#### Exercise goal:
Write every entry out again exactly, please, and skip the pictures.
═════ Extracted entries ═════
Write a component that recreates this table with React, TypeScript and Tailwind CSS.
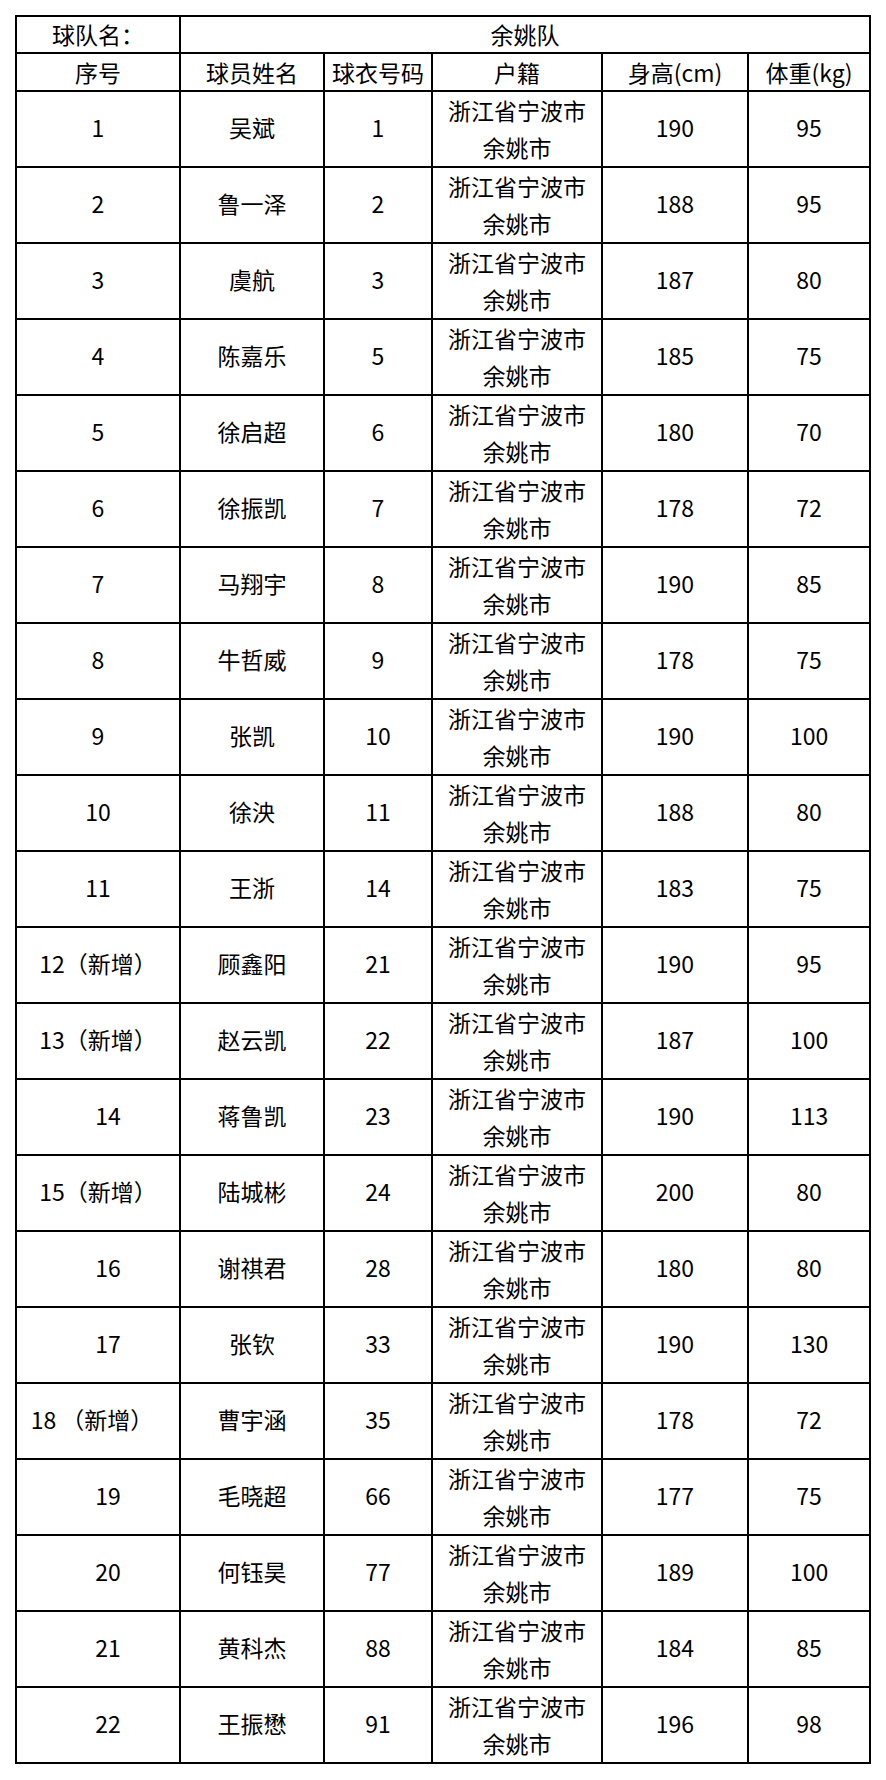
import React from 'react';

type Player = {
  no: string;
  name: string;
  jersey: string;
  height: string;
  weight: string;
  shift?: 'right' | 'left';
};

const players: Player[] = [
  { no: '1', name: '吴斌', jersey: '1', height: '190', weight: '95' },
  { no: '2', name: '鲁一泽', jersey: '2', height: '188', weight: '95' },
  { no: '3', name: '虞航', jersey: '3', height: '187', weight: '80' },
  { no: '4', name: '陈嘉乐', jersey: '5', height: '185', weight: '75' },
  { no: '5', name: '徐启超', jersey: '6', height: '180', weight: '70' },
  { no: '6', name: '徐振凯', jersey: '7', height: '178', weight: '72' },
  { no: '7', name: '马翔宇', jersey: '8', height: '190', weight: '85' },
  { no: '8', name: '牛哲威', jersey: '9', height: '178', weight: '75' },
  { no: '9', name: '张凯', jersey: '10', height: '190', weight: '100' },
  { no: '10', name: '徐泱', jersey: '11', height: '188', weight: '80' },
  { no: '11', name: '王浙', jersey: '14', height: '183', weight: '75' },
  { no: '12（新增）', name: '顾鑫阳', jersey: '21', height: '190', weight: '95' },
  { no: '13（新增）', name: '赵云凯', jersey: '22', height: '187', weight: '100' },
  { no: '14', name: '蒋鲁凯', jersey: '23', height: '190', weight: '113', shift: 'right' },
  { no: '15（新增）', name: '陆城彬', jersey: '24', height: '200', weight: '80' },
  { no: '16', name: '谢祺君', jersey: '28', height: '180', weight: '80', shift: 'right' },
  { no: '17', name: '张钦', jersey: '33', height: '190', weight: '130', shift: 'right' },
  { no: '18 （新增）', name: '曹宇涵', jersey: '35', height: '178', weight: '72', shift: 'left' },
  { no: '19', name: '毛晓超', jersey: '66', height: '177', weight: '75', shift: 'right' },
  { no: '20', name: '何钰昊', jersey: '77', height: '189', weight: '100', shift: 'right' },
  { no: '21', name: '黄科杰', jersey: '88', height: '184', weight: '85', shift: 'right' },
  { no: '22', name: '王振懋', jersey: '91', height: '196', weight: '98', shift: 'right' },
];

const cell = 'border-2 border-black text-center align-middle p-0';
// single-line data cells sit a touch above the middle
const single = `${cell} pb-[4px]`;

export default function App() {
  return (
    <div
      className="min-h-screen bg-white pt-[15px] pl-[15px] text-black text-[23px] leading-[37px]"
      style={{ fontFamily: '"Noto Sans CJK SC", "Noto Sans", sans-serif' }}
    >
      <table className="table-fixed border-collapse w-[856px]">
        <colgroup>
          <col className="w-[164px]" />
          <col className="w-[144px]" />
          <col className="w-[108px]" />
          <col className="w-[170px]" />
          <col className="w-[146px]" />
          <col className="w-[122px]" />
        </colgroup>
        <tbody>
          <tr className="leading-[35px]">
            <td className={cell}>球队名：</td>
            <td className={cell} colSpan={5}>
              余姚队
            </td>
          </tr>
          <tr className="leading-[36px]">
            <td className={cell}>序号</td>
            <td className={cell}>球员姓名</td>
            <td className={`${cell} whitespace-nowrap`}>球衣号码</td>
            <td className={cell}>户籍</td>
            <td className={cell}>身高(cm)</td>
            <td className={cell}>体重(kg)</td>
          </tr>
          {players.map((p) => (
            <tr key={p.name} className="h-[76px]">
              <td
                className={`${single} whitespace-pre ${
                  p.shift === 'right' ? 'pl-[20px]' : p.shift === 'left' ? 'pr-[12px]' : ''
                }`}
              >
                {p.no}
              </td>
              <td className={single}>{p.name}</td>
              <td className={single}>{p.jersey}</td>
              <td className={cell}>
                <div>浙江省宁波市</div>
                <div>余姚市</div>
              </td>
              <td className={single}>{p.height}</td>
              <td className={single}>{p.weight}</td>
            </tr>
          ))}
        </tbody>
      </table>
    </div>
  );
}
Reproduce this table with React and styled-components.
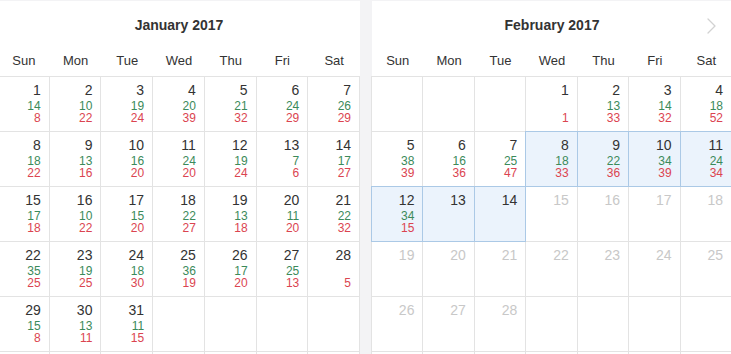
═════
#### Final result:
Write a component that recreates this table with React, TypeScript and Tailwind CSS.
import React from 'react';

type Player = {
  no: string;
  name: string;
  jersey: string;
  height: string;
  weight: string;
  shift?: 'right' | 'left';
};

const players: Player[] = [
  { no: '1', name: '吴斌', jersey: '1', height: '190', weight: '95' },
  { no: '2', name: '鲁一泽', jersey: '2', height: '188', weight: '95' },
  { no: '3', name: '虞航', jersey: '3', height: '187', weight: '80' },
  { no: '4', name: '陈嘉乐', jersey: '5', height: '185', weight: '75' },
  { no: '5', name: '徐启超', jersey: '6', height: '180', weight: '70' },
  { no: '6', name: '徐振凯', jersey: '7', height: '178', weight: '72' },
  { no: '7', name: '马翔宇', jersey: '8', height: '190', weight: '85' },
  { no: '8', name: '牛哲威', jersey: '9', height: '178', weight: '75' },
  { no: '9', name: '张凯', jersey: '10', height: '190', weight: '100' },
  { no: '10', name: '徐泱', jersey: '11', height: '188', weight: '80' },
  { no: '11', name: '王浙', jersey: '14', height: '183', weight: '75' },
  { no: '12（新增）', name: '顾鑫阳', jersey: '21', height: '190', weight: '95' },
  { no: '13（新增）', name: '赵云凯', jersey: '22', height: '187', weight: '100' },
  { no: '14', name: '蒋鲁凯', jersey: '23', height: '190', weight: '113', shift: 'right' },
  { no: '15（新增）', name: '陆城彬', jersey: '24', height: '200', weight: '80' },
  { no: '16', name: '谢祺君', jersey: '28', height: '180', weight: '80', shift: 'right' },
  { no: '17', name: '张钦', jersey: '33', height: '190', weight: '130', shift: 'right' },
  { no: '18 （新增）', name: '曹宇涵', jersey: '35', height: '178', weight: '72', shift: 'left' },
  { no: '19', name: '毛晓超', jersey: '66', height: '177', weight: '75', shift: 'right' },
  { no: '20', name: '何钰昊', jersey: '77', height: '189', weight: '100', shift: 'right' },
  { no: '21', name: '黄科杰', jersey: '88', height: '184', weight: '85', shift: 'right' },
  { no: '22', name: '王振懋', jersey: '91', height: '196', weight: '98', shift: 'right' },
];

const cell = 'border-2 border-black text-center align-middle p-0';
// single-line data cells sit a touch above the middle
const single = `${cell} pb-[4px]`;

export default function App() {
  return (
    <div
      className="min-h-screen bg-white pt-[15px] pl-[15px] text-black text-[23px] leading-[37px]"
      style={{ fontFamily: '"Noto Sans CJK SC", "Noto Sans", sans-serif' }}
    >
      <table className="table-fixed border-collapse w-[856px]">
        <colgroup>
          <col className="w-[164px]" />
          <col className="w-[144px]" />
          <col className="w-[108px]" />
          <col className="w-[170px]" />
          <col className="w-[146px]" />
          <col className="w-[122px]" />
        </colgroup>
        <tbody>
          <tr className="leading-[35px]">
            <td className={cell}>球队名：</td>
            <td className={cell} colSpan={5}>
              余姚队
            </td>
          </tr>
          <tr className="leading-[36px]">
            <td className={cell}>序号</td>
            <td className={cell}>球员姓名</td>
            <td className={`${cell} whitespace-nowrap`}>球衣号码</td>
            <td className={cell}>户籍</td>
            <td className={cell}>身高(cm)</td>
            <td className={cell}>体重(kg)</td>
          </tr>
          {players.map((p) => (
            <tr key={p.name} className="h-[76px]">
              <td
                className={`${single} whitespace-pre ${
                  p.shift === 'right' ? 'pl-[20px]' : p.shift === 'left' ? 'pr-[12px]' : ''
                }`}
              >
                {p.no}
              </td>
              <td className={single}>{p.name}</td>
              <td className={single}>{p.jersey}</td>
              <td className={cell}>
                <div>浙江省宁波市</div>
                <div>余姚市</div>
              </td>
              <td className={single}>{p.height}</td>
              <td className={single}>{p.weight}</td>
            </tr>
          ))}
        </tbody>
      </table>
    </div>
  );
}
Reproduce this table with React and styled-components.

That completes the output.